The past week or so has been an education. Both for my colleagues and I, as we’ve adjusted to the online classroom and its idiosyncrasies, or as I’ve come to think of them idiosycrassities. Some for the record books (in order to protect the innocent, some of these were reported to me by other friends at other universities and in other biospheres than mine).

Multiple bobbles with the technology – many of these now recorded for posterity on links that students (and administrators) can watch again. In my props lecture this week, I invited students to bring objects freighted with meaning to share and a student popped onto the screen with a switchblade embossed with “funky leaves” as they described them.
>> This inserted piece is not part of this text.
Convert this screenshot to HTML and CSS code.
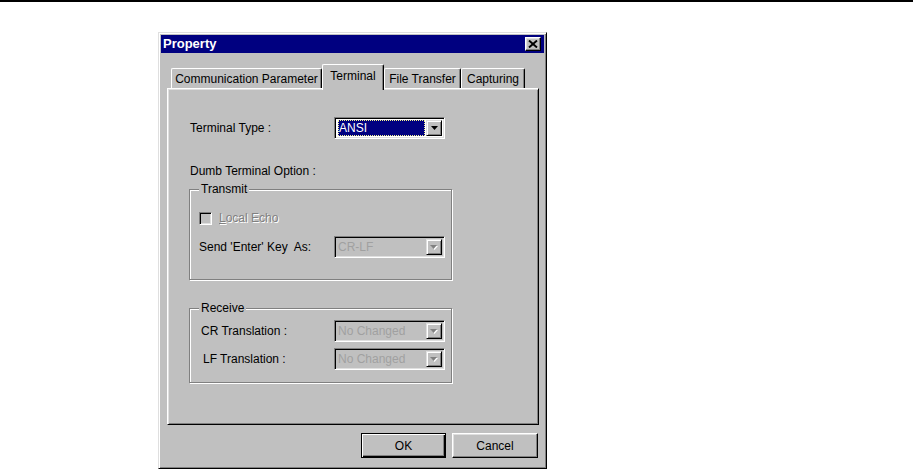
FILE: index.html
```html
<!DOCTYPE html>
<html lang="en">
<head>
    <meta charset="UTF-8">
    <meta name="viewport" content="width=device-width, initial-scale=1.0">
    <title>Property</title>
    <link rel="stylesheet" href="styles.css">
</head>
<body>
    <div class="rule"></div>

    <div class="dialog">
        <div class="titlebar">
            <span class="title">Property</span>
            <span class="close">
                <svg width="10" height="8" viewBox="0 0 10 8">
                    <path d="M1 0.5 L9 7.5 M9 0.5 L1 7.5" stroke="#000" stroke-width="1.9" fill="none"/>
                </svg>
            </span>
        </div>

        <div class="tabs">
            <div class="tab tab-comm">Communication Parameter</div>
            <div class="tab tab-active tab-term">Terminal</div>
            <div class="tab tab-file">File Transfer</div>
            <div class="tab tab-cap">Capturing</div>
        </div>

        <div class="panel">
            <div class="row">
                <span class="label label-top">Terminal Type :</span>
                <div class="combo">
                    <div class="combo-value"><span class="selected">ANSI</span></div>
                    <span class="combo-btn">
                        <svg width="7" height="4" viewBox="0 0 7 4"><path d="M0 0 H7 L3.5 4 Z" fill="#000"/></svg>
                    </span>
                </div>
            </div>

            <div class="caption">Dumb Terminal Option :</div>

            <div class="group group-transmit">
                <span class="group-title">Transmit</span>
                <div class="check-row">
                    <span class="checkbox"></span>
                    <span class="disabled-text"><u>L</u>ocal Echo</span>
                </div>
                <div class="row row-send">
                    <span class="label">Send 'Enter' Key&nbsp; As:</span>
                    <div class="combo disabled">
                        <div class="combo-value">CR-LF</div>
                        <span class="combo-btn">
                            <svg width="8" height="5" viewBox="0 0 8 5"><path d="M1 1 H8 L4.5 5 Z" fill="#fff"/><path d="M0 0 H7 L3.5 4 Z" fill="#808080"/></svg>
                        </span>
                    </div>
                </div>
            </div>

            <div class="group group-receive">
                <span class="group-title">Receive</span>
                <div class="row">
                    <span class="label label-cr">CR Translation :</span>
                    <div class="combo disabled">
                        <div class="combo-value">No Changed</div>
                        <span class="combo-btn">
                            <svg width="8" height="5" viewBox="0 0 8 5"><path d="M1 1 H8 L4.5 5 Z" fill="#fff"/><path d="M0 0 H7 L3.5 4 Z" fill="#808080"/></svg>
                        </span>
                    </div>
                </div>
                <div class="row row-lf">
                    <span class="label label-lf">LF Translation :</span>
                    <div class="combo disabled">
                        <div class="combo-value">No Changed</div>
                        <span class="combo-btn">
                            <svg width="8" height="5" viewBox="0 0 8 5"><path d="M1 1 H8 L4.5 5 Z" fill="#fff"/><path d="M0 0 H7 L3.5 4 Z" fill="#808080"/></svg>
                        </span>
                    </div>
                </div>
            </div>
        </div>

        <div class="buttons">
            <button class="btn btn-default">OK</button>
            <button class="btn btn-cancel">Cancel</button>
        </div>
    </div>
</body>
</html>
```

FILE: styles.css
```css
:root {
    --face: #c0c0c0;
    --light: #dfdfdf;
    --shadow: #808080;
    --navy: #000080;
}

body {
    margin: 0;
    background: #fff;
    color: #000;
    font-family: 'Liberation Sans', Arial, sans-serif;
    font-size: 12px;
    line-height: 14px;
}

.rule {
    height: 2px;
    background: #000;
}

/* window frame */
.dialog {
    width: 389px;
    height: 437px;
    box-sizing: border-box;
    margin: 30px 0 0 158px;
    padding: 2px;
    background: var(--face);
    border: 1px solid;
    border-color: var(--light) #000 #000 var(--light);
    box-shadow: inset 1px 1px #fff, inset -1px -1px var(--shadow);
}

.titlebar {
    height: 18px;
    background: var(--navy);
    display: flex;
    align-items: center;
    justify-content: space-between;
    padding: 0 3px 0 2px;
}

.title {
    color: #fff;
    font-weight: bold;
    font-size: 13px;
}

.close {
    width: 16px;
    height: 14px;
    box-sizing: border-box;
    background: var(--face);
    border: 1px solid;
    border-color: #fff #000 #000 #fff;
    box-shadow: inset -1px -1px var(--shadow), inset 1px 1px var(--light);
    display: flex;
    align-items: center;
    justify-content: center;
}

/* tabs */
.tabs {
    display: flex;
    align-items: flex-end;
    height: 24px;
    margin: 11px 0 0 10px;
}

.tab {
    height: 20px;
    box-sizing: border-box;
    background: var(--face);
    border-top: 1px solid #fff;
    border-left: 1px solid #fff;
    border-right: 1px solid #000;
    border-radius: 2px 2px 0 0;
    box-shadow: inset -1px 0 var(--shadow);
    display: flex;
    align-items: center;
    justify-content: center;
    padding-top: 1px;
}

.tab-comm { width: 151px; }
.tab-term { width: 62px; }
.tab-file { width: 77px; }
.tab-cap { width: 64px; }

.tab-active {
    height: 26px;
    margin-bottom: -2px;
    padding: 0 0 4px;
    position: relative;
    z-index: 1;
}

.panel {
    width: 372px;
    height: 337px;
    box-sizing: border-box;
    margin-left: 6px;
    padding: 28px 0 0 21px;
    border: 1px solid;
    border-color: #fff #000 #000 #fff;
    box-shadow: inset 1px 1px var(--light), inset -1px -1px var(--shadow);
}

.row {
    display: flex;
    align-items: center;
}

.label {
    width: 135px;
    flex-shrink: 0;
}

.label-top {
    width: 144px;
    padding-left: 1px;
}

.label-cr { width: 133px; padding-left: 2px; }
.label-lf { width: 131px; padding-left: 4px; }

.caption {
    margin: 25px 0 0 1px;
}

/* etched group boxes */
.group {
    position: relative;
    width: 263px;
    box-sizing: border-box;
    border: 1px solid var(--shadow);
    box-shadow: inset 1px 1px #fff, 1px 1px #fff;
    padding-left: 9px;
}

.group-title {
    position: absolute;
    top: -8px;
    left: 9px;
    padding: 0 2px;
    background: var(--face);
}

.group-transmit {
    margin-top: 11px;
    padding-top: 21px;
    padding-bottom: 21px;
}

.group-receive {
    margin-top: 28px;
    padding-top: 11px;
    padding-bottom: 12px;
}

.check-row {
    display: flex;
    align-items: center;
    height: 14px;
}

.checkbox {
    width: 13px;
    height: 13px;
    box-sizing: border-box;
    margin-right: 7px;
    background: var(--face);
    border: 1px solid;
    border-color: var(--shadow) #fff #fff var(--shadow);
    box-shadow: inset 1px 1px #000, inset -1px -1px var(--light);
}

.disabled-text {
    color: var(--shadow);
    text-shadow: 1px 1px 0 #fff;
}

.row-send { margin-top: 11px; }
.row-lf { margin-top: 6px; }

/* combo boxes */
.combo {
    width: 111px;
    height: 22px;
    box-sizing: border-box;
    padding: 2px;
    display: flex;
    background: #fff;
    border: 1px solid;
    border-color: var(--shadow) #fff #fff var(--shadow);
    box-shadow: inset 1px 1px #000, inset -1px -1px var(--light);
}

.combo-value {
    flex: 1;
    display: flex;
    align-items: center;
    padding-left: 1px;
}

.selected {
    flex: 1;
    align-self: stretch;
    margin: 0 1px 0 0;
    display: flex;
    align-items: center;
    background: var(--navy);
    color: #fff;
    border: 1px dotted #f4f490;
}

.combo-btn {
    width: 16px;
    box-sizing: border-box;
    background: var(--face);
    border: 1px solid;
    border-color: var(--light) #000 #000 var(--light);
    box-shadow: inset 1px 1px #fff, inset -1px -1px var(--shadow);
    display: flex;
    align-items: center;
    justify-content: center;
}

.combo.disabled {
    background: var(--face);
}

.combo.disabled .combo-value {
    color: #a0a0a0;
}

/* buttons */
.buttons {
    display: flex;
    justify-content: flex-end;
    gap: 6px;
    width: 372px;
    box-sizing: border-box;
    margin: 8px 0 0 6px;
    padding-right: 1px;
}

.btn {
    width: 86px;
    height: 25px;
    padding: 0;
    font-family: 'Liberation Sans', Arial, sans-serif;
    font-size: 12px;
    color: #000;
    background: var(--face);
    border: 1px solid;
    border-color: #fff #000 #000 #fff;
    box-shadow: inset -1px -1px var(--shadow), inset 1px 1px var(--light);
}

.btn-default {
    width: 85px;
    border-color: #000;
    box-shadow: inset 1px 1px #fff, inset -1px -1px #000, inset -2px -2px var(--shadow);
}
```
I visibly paled and proceeded to babble about illegalities. Check the recording. Or on second thought, don’t. At the end of class, we left Stella Adler spiraling in her grave.

Or when the attendance record was wiped clean by my colleague’s zoom crash (we rectified by granting everyone spotless attendance for the session. I think they were more or less all there.)

Or the professor who realized with horror that their student was taking the computer into the bathroom, dropping trou and sitting on the toilet. “OH MY GOD!” said the professor. After hearing this story, and recovering, I quickly reviewed how to stop participants’ video (it’s on the participant screen; hover over the person’s camera you need to mute and it’s under “more.” Here’s a Mnemonic device to help you remember: “I don’t want to see more of that.” Of course in a class with four or five screens filled with students, God and the Provost only knows how many of mine left their cameras on by accident to catch something egregious. I’d never know, because I’m sharing my screen and a result of that is that I can’t see the students on my screen…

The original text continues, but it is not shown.